◆ COLLECTED DATA:
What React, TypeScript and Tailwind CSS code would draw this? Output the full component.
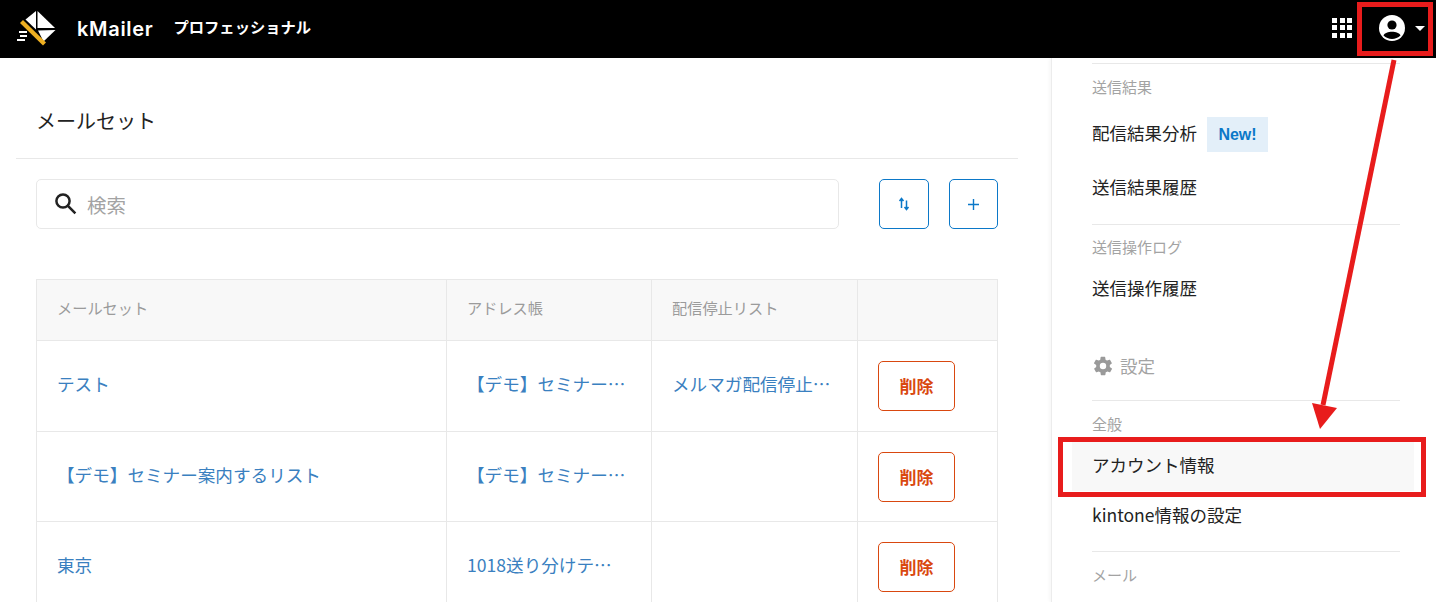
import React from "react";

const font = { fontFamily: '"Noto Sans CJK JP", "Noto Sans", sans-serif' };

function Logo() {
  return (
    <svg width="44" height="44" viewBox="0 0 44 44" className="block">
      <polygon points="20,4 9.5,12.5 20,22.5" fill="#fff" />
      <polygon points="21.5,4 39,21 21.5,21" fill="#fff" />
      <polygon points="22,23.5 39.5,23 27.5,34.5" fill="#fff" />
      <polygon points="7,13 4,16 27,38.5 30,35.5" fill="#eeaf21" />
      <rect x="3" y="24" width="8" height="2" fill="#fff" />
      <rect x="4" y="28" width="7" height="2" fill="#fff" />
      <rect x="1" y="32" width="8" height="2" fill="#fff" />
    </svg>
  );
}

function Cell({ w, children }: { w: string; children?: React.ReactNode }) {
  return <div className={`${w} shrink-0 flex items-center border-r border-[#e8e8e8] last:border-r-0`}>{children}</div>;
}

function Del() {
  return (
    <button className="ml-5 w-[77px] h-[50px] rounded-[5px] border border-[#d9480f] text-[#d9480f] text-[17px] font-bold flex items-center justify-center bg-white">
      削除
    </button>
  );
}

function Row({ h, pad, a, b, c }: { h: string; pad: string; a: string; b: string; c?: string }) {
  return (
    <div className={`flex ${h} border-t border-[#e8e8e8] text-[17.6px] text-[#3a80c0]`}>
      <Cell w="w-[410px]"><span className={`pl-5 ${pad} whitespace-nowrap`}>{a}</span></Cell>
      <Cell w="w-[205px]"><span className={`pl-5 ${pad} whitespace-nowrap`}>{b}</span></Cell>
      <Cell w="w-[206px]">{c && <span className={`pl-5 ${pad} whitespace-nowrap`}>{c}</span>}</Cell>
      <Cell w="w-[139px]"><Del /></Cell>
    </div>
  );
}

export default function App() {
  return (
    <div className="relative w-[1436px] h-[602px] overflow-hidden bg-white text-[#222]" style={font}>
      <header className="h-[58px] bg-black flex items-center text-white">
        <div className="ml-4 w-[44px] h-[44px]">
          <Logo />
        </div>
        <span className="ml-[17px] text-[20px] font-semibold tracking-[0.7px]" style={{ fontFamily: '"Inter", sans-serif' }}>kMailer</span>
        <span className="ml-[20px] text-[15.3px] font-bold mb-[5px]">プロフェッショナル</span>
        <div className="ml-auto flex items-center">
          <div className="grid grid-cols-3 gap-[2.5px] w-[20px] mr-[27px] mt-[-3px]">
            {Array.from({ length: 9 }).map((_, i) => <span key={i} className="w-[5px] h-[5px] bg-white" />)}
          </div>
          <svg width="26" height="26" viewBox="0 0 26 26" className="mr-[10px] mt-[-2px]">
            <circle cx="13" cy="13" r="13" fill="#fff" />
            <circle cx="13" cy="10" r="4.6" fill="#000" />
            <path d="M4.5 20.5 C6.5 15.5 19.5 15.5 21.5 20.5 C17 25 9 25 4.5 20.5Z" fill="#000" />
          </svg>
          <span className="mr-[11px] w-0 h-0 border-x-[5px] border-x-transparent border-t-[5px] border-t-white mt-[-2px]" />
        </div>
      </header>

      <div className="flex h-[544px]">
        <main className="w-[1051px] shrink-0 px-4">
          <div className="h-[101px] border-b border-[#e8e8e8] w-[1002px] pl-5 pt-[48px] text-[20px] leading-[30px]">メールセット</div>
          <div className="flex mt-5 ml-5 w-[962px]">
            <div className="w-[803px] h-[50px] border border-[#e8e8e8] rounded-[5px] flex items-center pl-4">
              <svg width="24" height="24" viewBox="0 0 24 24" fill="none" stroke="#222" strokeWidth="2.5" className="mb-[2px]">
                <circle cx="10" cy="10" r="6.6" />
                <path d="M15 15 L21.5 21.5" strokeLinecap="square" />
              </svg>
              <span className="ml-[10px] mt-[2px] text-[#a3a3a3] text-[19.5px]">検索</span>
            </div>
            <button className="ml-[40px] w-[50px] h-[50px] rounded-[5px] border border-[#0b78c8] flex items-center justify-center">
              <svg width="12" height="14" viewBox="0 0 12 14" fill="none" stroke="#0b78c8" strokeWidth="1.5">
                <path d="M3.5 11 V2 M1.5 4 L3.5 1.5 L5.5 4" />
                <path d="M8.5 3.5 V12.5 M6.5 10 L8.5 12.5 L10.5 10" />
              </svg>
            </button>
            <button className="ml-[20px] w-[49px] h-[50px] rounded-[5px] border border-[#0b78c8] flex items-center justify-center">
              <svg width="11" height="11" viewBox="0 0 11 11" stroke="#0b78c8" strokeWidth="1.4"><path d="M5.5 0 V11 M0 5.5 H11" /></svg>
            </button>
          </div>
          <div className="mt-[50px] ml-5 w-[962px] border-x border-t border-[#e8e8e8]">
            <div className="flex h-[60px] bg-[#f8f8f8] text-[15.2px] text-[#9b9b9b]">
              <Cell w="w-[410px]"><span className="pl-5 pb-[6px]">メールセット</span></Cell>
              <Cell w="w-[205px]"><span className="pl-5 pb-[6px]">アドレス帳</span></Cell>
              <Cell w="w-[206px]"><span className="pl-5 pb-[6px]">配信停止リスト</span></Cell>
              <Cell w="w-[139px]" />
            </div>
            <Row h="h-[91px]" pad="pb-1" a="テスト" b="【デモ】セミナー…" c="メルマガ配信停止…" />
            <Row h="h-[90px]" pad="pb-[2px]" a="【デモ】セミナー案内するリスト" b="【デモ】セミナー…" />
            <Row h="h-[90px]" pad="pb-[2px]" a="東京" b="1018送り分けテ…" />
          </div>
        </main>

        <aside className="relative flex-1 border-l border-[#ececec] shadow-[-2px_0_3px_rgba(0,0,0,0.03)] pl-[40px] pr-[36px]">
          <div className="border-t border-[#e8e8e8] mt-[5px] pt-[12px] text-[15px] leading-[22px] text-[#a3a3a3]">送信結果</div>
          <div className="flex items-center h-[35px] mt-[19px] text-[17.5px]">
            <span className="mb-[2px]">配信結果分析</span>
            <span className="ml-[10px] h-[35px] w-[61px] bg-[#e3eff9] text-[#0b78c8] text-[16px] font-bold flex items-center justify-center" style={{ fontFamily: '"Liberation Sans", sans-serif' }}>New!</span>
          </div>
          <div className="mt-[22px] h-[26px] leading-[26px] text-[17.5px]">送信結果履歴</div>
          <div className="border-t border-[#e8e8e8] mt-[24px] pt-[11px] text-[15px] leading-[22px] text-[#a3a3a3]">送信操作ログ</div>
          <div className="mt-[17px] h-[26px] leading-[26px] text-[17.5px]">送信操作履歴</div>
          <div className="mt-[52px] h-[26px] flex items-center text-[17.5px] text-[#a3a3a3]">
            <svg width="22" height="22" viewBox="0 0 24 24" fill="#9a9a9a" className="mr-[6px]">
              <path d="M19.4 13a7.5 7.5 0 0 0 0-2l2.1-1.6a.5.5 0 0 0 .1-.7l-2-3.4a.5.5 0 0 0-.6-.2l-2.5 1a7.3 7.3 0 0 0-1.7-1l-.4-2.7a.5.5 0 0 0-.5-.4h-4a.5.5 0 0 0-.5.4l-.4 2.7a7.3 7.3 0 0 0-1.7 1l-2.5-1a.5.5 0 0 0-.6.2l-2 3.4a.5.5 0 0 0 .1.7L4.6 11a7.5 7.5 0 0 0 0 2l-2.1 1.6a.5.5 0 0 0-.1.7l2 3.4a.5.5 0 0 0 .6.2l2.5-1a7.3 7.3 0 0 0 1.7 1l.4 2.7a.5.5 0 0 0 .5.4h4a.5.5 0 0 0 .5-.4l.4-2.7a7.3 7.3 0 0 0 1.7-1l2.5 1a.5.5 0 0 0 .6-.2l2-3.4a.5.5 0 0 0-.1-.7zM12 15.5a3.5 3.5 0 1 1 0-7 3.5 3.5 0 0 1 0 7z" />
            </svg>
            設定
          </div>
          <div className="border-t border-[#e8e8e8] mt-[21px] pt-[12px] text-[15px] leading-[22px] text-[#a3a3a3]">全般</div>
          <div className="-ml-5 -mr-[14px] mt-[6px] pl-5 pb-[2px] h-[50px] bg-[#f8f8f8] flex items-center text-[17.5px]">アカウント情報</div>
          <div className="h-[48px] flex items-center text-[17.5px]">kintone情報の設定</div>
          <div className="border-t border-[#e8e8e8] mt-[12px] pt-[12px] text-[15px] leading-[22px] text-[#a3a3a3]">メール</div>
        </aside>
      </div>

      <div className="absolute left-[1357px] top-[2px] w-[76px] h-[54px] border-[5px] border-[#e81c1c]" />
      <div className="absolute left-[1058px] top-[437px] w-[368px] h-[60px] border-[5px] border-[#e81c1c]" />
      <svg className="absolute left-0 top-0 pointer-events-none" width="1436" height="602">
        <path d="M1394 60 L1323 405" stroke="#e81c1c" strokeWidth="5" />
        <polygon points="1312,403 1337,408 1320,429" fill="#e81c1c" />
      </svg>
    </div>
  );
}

◆ PROBLEM TO WORK ON:
Pick out every line above that contains the word "React" and copy it.

◆ EXERCISE RESULT:
What React, TypeScript and Tailwind CSS code would draw this? Output the full component.
import React from "react";
function Cell({ w, children }: { w: string; children?: React.ReactNode }) {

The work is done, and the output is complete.